それも私が直接遭遇したわけでもなく、後始末を担当した時に「実は。。。。」ということで知ったのです。
負債金額は「億円」の桁がもう一つ多い額でした。
企業グループ十数社が相互に保証していて何社かは倒産。数社が残りました。
親企業の社長さんは家庭の事情もありお子さんを連れて車ごと海に飛び込んだという風に聞いています。


※当時、本部の回収部門からは「生命保険金を差し押さえろ」という指示があったものの「さすがにそれはすべきではない」という現場の反対で「貸出金償却」と「残った保証人の皆さんの限定的保証履行」で対応した事案でした。

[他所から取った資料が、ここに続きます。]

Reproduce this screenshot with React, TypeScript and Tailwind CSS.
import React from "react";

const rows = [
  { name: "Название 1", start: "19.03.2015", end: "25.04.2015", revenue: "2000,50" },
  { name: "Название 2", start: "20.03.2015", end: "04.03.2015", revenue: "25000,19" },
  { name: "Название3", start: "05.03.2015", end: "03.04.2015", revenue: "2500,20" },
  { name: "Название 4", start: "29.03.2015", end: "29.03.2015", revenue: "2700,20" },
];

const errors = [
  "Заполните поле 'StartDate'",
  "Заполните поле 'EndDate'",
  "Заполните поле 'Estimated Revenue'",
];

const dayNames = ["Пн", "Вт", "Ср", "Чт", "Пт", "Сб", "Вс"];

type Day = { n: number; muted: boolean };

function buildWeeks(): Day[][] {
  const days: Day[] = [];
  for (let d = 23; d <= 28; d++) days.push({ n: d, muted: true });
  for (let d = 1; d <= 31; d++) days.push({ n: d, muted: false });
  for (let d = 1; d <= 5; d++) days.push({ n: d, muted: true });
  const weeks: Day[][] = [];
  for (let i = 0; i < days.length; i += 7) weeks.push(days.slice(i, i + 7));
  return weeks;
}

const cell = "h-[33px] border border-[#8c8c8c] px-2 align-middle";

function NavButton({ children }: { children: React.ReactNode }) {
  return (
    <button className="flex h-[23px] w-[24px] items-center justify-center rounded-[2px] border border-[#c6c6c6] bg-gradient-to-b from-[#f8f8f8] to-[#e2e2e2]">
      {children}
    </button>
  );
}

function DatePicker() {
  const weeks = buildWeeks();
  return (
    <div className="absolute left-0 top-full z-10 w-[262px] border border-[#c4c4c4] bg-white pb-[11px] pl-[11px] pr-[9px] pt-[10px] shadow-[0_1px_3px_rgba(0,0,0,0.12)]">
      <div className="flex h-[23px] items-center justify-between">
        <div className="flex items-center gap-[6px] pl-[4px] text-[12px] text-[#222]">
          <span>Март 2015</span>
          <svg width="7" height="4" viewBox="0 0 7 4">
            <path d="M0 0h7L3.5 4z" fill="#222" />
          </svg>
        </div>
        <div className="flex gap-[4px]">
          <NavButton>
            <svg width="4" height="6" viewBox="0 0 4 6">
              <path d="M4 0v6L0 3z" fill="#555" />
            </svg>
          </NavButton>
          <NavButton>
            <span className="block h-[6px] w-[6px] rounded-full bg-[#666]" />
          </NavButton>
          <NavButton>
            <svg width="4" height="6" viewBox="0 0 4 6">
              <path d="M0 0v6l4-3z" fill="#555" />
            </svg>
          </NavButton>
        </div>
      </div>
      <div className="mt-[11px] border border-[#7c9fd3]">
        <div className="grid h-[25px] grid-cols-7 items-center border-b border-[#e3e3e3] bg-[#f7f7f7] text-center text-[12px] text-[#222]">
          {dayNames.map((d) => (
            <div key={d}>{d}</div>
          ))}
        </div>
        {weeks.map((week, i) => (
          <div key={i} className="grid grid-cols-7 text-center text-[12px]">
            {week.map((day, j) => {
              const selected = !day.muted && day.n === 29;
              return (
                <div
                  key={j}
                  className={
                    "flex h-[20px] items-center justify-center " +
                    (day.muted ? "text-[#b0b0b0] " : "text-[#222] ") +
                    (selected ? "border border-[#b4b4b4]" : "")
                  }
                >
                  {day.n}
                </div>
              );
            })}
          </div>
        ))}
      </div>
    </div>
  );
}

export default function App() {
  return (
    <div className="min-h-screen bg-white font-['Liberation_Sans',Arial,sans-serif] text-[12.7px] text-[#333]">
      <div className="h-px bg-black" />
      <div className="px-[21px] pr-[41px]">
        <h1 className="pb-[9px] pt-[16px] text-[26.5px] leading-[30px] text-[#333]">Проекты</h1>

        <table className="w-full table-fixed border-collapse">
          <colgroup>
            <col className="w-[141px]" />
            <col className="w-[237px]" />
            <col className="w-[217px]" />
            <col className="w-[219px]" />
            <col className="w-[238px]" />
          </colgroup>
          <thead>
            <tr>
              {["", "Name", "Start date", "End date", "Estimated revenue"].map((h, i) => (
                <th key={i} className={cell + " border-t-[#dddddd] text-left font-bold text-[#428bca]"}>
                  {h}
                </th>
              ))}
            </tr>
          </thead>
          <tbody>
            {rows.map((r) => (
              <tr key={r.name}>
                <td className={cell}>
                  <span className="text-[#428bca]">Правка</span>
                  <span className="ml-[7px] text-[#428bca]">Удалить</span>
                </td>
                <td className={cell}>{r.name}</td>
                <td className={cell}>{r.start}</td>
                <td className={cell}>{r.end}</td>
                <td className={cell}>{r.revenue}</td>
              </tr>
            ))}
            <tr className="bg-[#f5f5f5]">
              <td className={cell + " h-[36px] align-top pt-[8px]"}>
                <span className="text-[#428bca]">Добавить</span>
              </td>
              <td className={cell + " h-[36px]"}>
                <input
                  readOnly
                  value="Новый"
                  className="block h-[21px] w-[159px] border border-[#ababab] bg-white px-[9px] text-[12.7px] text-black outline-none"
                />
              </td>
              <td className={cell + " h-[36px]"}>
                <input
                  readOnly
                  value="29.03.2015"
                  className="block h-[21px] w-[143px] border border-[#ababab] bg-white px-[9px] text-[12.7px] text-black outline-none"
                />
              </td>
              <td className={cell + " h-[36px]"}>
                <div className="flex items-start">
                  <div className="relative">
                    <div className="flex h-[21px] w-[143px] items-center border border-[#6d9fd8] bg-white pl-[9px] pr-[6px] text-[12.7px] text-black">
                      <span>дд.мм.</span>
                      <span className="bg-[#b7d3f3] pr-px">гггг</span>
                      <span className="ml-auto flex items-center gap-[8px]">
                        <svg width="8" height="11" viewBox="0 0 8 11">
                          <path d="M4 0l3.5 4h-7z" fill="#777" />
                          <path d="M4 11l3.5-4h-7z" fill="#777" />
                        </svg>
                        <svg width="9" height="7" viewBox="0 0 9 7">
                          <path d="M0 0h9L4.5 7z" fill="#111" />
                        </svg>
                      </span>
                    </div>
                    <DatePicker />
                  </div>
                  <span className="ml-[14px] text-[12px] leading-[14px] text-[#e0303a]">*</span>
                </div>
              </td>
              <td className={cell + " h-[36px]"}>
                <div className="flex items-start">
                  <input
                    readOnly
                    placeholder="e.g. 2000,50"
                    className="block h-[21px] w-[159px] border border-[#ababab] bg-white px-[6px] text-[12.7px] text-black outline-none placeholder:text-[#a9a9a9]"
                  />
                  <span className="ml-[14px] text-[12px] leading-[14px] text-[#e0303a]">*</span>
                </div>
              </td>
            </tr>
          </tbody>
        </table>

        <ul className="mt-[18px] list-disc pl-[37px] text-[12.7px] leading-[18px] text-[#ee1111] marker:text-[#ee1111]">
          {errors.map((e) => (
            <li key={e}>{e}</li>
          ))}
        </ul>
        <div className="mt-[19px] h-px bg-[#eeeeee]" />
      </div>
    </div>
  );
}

私が知る限りで申し上げると、「倒産した企業の経営者」は、
●「夜逃げ」(ほとぼりが冷めるまで)
●「法定整理申立て」で「弁護士に任せているから」と知らんぷり
というのがかなり多かったように思います。


私が時々「再建見込みのない企業は倒産・廃業すべき」と言った趣旨の話をするのは、
企業の退場には潮時がある
従業員さんのためにはじり貧になる前に卒業したほうがいい
「倒産」は一時的な事情ではなく「構造的な要因」
ということがあるからです。


特に従業員さんのためには、早めに見切りをつけないと、
遅延した給料は払われないままになってしまう
退職金ももらえない
次の転職先を早く探したほうが得策
ということがあるからです。

※倒産企業というのは「経営者」の問題に光が当たりがちですが、「従業員さんも長年そういう空気感で働いてきた」ということが言えます。その結果、倒産企業にいた方はなかなか次の就職が決まらないということにもなってしまいます。


倒産寸前の企業が上場するほどまでに復活したという事例もありますが、そういう企業には必ず「スーパー知恵者、汗かきっ子
が存在します。


私が知る限りの現場感で申し上げると「軽々と自殺などと言う話はするな」ということです。


実はあの「〇〇証券」という日本を代表する証券会社の倒産の現場も横から見ていました。
優秀な人ほど「企業の状態をよく知っており」早々と転職していった人が多かった。
●この証券会社の人事の方に「わが社でも転職を受け入れる用意がある」と伝えたにも関わらず「無しのつぶて」になってしまいました。

私が知る限りでは、
●石油ショック
●プラザ合意
●バブル崩壊
●リーマンショック
等々、これまでにも企業経営にはいろいろな大きな障害があったはずです。
多くの企業がそういう壁を乗り越えてきたのです。


企業経営を甘く見ないでほしい」ということと「軽々と人命を語ってほしくない」と今回のコロナショックについて思わずにはいられません。